On his voting critiera for the Best Double Penetration Scene category: 

CT: How we evaluate sex scenes is not necessarily rocket science. Great sex scenes boil down to a couple key critieria. One, chemistry between the performers. It’s like fine wine, you know it when you see it. When two performers like each other — or maybe they don’t like each other but they have real chemistry. Two, you look at presentation – how do the three performers work with each other? Is it exciting to watch? Do you look at it and say wow, that looks painful? When you look at [a sex act] that’s – I don’t want to say on the fringe – you want to see it presented in a way that is exciting, titillating, it fulfills a fantasy that the viewer might have. Third, how is it shot? Are we close up and center on the penetration? Good directors can present scenes in a way where it’s not just that. 
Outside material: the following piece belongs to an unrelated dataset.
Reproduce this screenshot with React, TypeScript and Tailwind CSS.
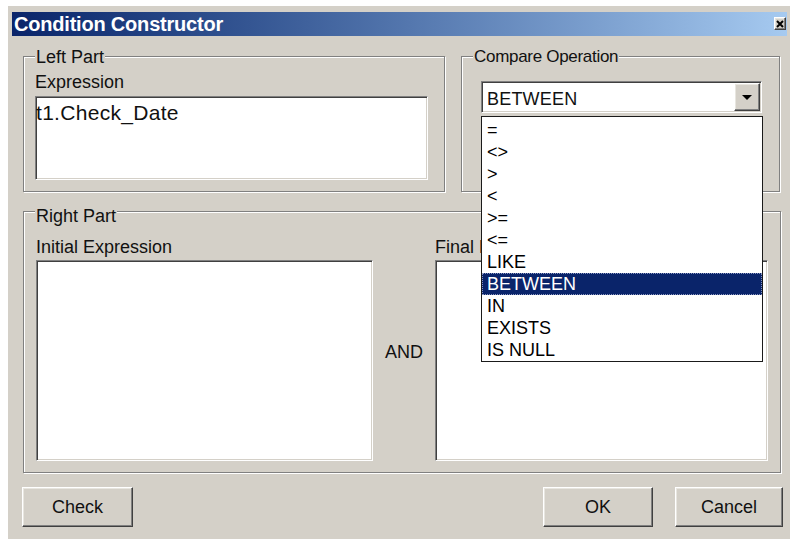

On the evolution of the awards:

SJ: it’s really evolved, it’s become this gigantic event. Even if you’re not a fan, everyone and their mother has heard of the AVN Awards. It’s now broadcasted on Showtime, seen by millions of people – they’re still repeating last year’s show. It’s in its 29th year and it’s changed from a smaller ceremony for industry people in a small ballroom in Vegas to this grand spectacle that is certainly on par with the Golden Globes or other Hollywood awards show. Girls spend thousands of dollars on their dresses, Dave Attel is hosting this year. Dave’s a perfect fit for our business. He’s a big fan of the business, he knows all the girls. 

Correction: An earlier version of this article identified Rocki Whore Picture Show as a Vivid Entertainment production. It was actually made by Wicked Pictures.